Hal ini membuat mereka tampak baik, tapi sering kosong di dalam. Mereka tidak tahu cara menerima bantuan, tidak tahu bagaimana rasanya mengatakan jujur, dan sulit merasa cukup.
Lingkaran Setan Validasi
Setiap kali people pleaser berkata “iya” meski ingin bilang “tidak”, dan mendapat pujian karenanya, pola itu makin menguat. Otak merekam bahwa “menyenangkan orang lain = diterima.” Maka muncullah lingkaran setan: semakin mereka mengorbankan diri, semakin mereka merasa harus terus melakukannya.
Padahal, yang mereka cari bukan sekadar diterima—tapi dicintai apa adanya, tanpa syarat.
Dengan mengenali asal-usul perilaku ini, kita jadi lebih bisa berempati pada diri sendiri. Bahwa mungkin, selama ini kita hanya ingin aman. Tapi ada cara lain untuk hidup: bukan dengan terus menyenangkan orang, tapi dengan mulai menyembuhkan hubungan dengan diri sendiri.
Kebaikan yang Sehat Dimulai dari Keberanian Menjadi Diri Sendiri
Menjadi orang baik tidak pernah salah. Tapi menjadi people pleaser bisa melelahkan jiwa. Kita jadi menolong bukan karena ingin, tapi karena takut tidak dicintai. Kita mengiyakan bukan karena rela, tapi karena takut mengecewakan. Dan lama-lama, kita kehilangan diri dalam bayangan yang kita bangun untuk disukai orang lain.

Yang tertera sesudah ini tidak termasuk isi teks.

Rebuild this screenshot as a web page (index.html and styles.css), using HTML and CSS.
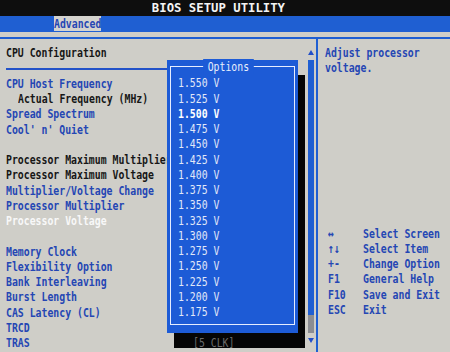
FILE: index.html
```
<!DOCTYPE html>
<html lang="en">
<head>
<meta charset="utf-8">
<title>BIOS SETUP UTILITY</title>
<link rel="stylesheet" href="styles.css">
</head>
<body>
<div class="screen">
  <header class="topbar"><span class="t title">BIOS SETUP UTILITY</span></header>
  <nav class="tabbar"><span class="tab"><span class="t">Advanced</span></span></nav>
  <main class="frame">
    <section class="left">
      <div class="content">
        <div class="head"><span class="t">CPU Configuration</span></div>
        <div class="rule"></div>
        <ul class="items">
          <li class="row sel"><span class="t">CPU Host Frequency</span></li>
          <li class="row info sub"><span class="t">Actual Frequency (MHz)</span></li>
          <li class="row sel"><span class="t">Spread Spectrum</span></li>
          <li class="row sel"><span class="t">Cool' n' Quiet</span></li>
          <li class="row blank"></li>
          <li class="row info"><span class="t">Processor Maximum Multiplier</span></li>
          <li class="row info"><span class="t">Processor Maximum Voltage</span></li>
          <li class="row sel"><span class="t">Multiplier/Voltage Change</span></li>
          <li class="row sel"><span class="t">Processor Multiplier</span></li>
          <li class="row cur"><span class="t">Processor Voltage</span></li>
          <li class="row blank"></li>
          <li class="row sel"><span class="t">Memory Clock</span></li>
          <li class="row sel"><span class="t">Flexibility Option</span></li>
          <li class="row sel"><span class="t">Bank Interleaving</span></li>
          <li class="row sel"><span class="t">Burst Length</span></li>
          <li class="row sel"><span class="t">CAS Latency (CL)</span></li>
          <li class="row sel"><span class="t">TRCD</span></li>
          <li class="row sel"><span class="t">TRAS</span><span class="t val">[5 CLK]</span></li>
        </ul>
      </div>
      <div class="scroll">
        <svg class="arrow up" width="6" height="5" viewBox="0 0 6 5"><path d="M3 0 L6 5 L0 5 Z" fill="#2350c8"/></svg>
        <div class="track"><div class="thumb"></div></div>
        <svg class="arrow down" width="6" height="5" viewBox="0 0 6 5"><path d="M0 0 L6 0 L3 5 Z" fill="#2350c8"/></svg>
      </div>
    </section>
    <aside class="right">
      <div class="help"><span class="t">Adjust processor
voltage.</span></div>
      <ul class="keys">
        <li><span class="t">↔</span><span class="t">Select Screen</span></li>
        <li><span class="t">↑↓</span><span class="t">Select Item</span></li>
        <li><span class="t">+-</span><span class="t">Change Option</span></li>
        <li><span class="t">F1</span><span class="t">General Help</span></li>
        <li><span class="t">F10</span><span class="t">Save and Exit</span></li>
        <li><span class="t">ESC</span><span class="t">Exit</span></li>
      </ul>
    </aside>
  </main>

  <div class="popup">
    <div class="opt-frame">
      <div class="opt-title"><span class="t">Options</span></div>
      <ul class="opt-list">
        <li><span class="t">1.550 V</span></li>
        <li><span class="t">1.525 V</span></li>
        <li class="on"><span class="t">1.500 V</span></li>
        <li><span class="t">1.475 V</span></li>
        <li><span class="t">1.450 V</span></li>
        <li><span class="t">1.425 V</span></li>
        <li><span class="t">1.400 V</span></li>
        <li><span class="t">1.375 V</span></li>
        <li><span class="t">1.350 V</span></li>
        <li><span class="t">1.325 V</span></li>
        <li><span class="t">1.300 V</span></li>
        <li><span class="t">1.275 V</span></li>
        <li><span class="t">1.250 V</span></li>
        <li><span class="t">1.225 V</span></li>
        <li><span class="t">1.200 V</span></li>
        <li><span class="t">1.175 V</span></li>
      </ul>
    </div>
  </div>
</div>
</body>
</html>
```
FILE: styles.css
```
html, body {
  margin: 0;
  padding: 0;
  background: #cfcec8;
}

.screen {
  position: relative;
  width: 450px;
  height: 352px;
  overflow: hidden;
  background: #cfcec8;
  display: flex;
  flex-direction: column;
  font-family: "DejaVu Sans Mono", "Liberation Mono", monospace;
  font-size: 13px;
  font-weight: bold;
  line-height: 15.25px;
}

ul {
  list-style: none;
  margin: 0;
  padding: 0;
}

.t {
  display: inline-block;
  white-space: pre;
  transform: scaleX(0.756);
  transform-origin: 0 50%;
}

/* top title bar */
.topbar {
  height: 16px;
  line-height: 16px;
  background: #0e0e0e;
  color: #f4f4f4;
  text-align: center;
  padding-right: 13px;
  flex: none;
}
.topbar .t {
  transform: scaleX(0.945);
  transform-origin: 50% 50%;
}

/* tab bar */
.tabbar {
  height: 16px;
  background: #1f5fd2;
  padding-left: 54px;
  display: flex;
  flex: none;
}
.tab {
  width: 47px;
  height: 15px;
  line-height: 15px;
  background: #d4d3ce;
  color: #2446b4;
  overflow: hidden;
}

/* main frame */
.frame {
  flex: 1;
  margin-top: 5px;
  border-top: 2px solid #1f5fd2;
  display: flex;
  min-height: 0;
}

.left {
  width: 318px;
  box-sizing: border-box;
  border-right: 2px solid #1f5fd2;
  display: flex;
  flex: none;
}

.content {
  flex: 1;
  min-width: 0;
  padding-top: 6px;
}

.head {
  padding-left: 6px;
  color: #161616;
  height: 15.25px;
}

.rule {
  height: 2px;
  background: #2352c8;
  margin: 8px 12px 0 6px;
}

.items {
  margin-top: 5.5px;
}

.row {
  display: grid;
  grid-template-columns: 187px auto;
  padding-left: 6px;
  height: 15.25px;
}
.row.sub {
  padding-left: 18px;
}
.sel { color: #2446b4; }
.info { color: #161616; }
.cur { color: #f8f8f8; }

.val {
  position: relative;
  z-index: 3;
  color: #6c6c6c;
  font-weight: normal;
}

/* scrollbar */
.scroll {
  width: 6px;
  margin-right: 2px;
  display: flex;
  flex-direction: column;
  align-items: center;
}
.arrow.up {
  margin: 11px 0 5px;
}
.track {
  height: 273px;
  width: 6px;
  background: #1f5fd2;
  display: flex;
  flex-direction: column;
  justify-content: flex-end;
}
.thumb {
  height: 18px;
  background: #8b8d92;
}
.arrow.down {
  margin-top: 5px;
}

/* right help panel */
.right {
  flex: 1;
  display: flex;
  flex-direction: column;
  padding: 6px 0 35px 7px;
  color: #2446b4;
}

.keys {
  margin-top: auto;
}
.keys li {
  display: grid;
  grid-template-columns: 35px auto;
  padding-left: 3px;
  height: 15.25px;
}

/* options popup */
.popup {
  position: absolute;
  left: 167px;
  top: 60px;
  width: 131px;
  box-sizing: border-box;
  padding: 6px 3px 8px 3px;
  background: #1d5bd6;
  box-shadow: 7px 15px 0 #050505;
  z-index: 2;
  color: #e2e8f8;
  font-weight: normal;
}

.opt-frame {
  border: 1px solid #e6edff;
  padding-bottom: 5px;
}

.opt-title {
  margin-top: -8px;
  height: 15.25px;
  text-align: center;
  padding-right: 8px;
}
.opt-title .t {
  background: #1d5bd6;
  padding: 0 6px;
  transform-origin: 50% 50%;
  color: #e8eefc;
}

.opt-list {
  padding-top: 1px;
}
.opt-list li {
  padding-left: 7px;
  height: 15.25px;
}
.opt-list li.on {
  color: #ffffff;
  font-weight: bold;
}
```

Tapi kamu punya pilihan. Kamu bisa tetap menjadi orang baik—tanpa harus menyakiti diri sendiri. Kamu bisa berkata “tidak” tanpa kehilangan kasih. Kamu bisa menolong, tapi tetap menetapkan batas. Dan di situ, kamu bukan sedang menjadi egois, tapi sedang berlatih mencintai dirimu secara utuh.
Seperti kata Brené Brown, peneliti hubungan dan keberanian:
“Daring to set boundaries is about having the courage to love ourselves even when we risk disappointing others.”
Berani membedakan antara dorongan hati dan tekanan batin adalah langkah awal menuju versi diri yang lebih jujur. Bukan orang yang selalu disukai, tapi orang yang utuh—dan itu jauh lebih membebaskan.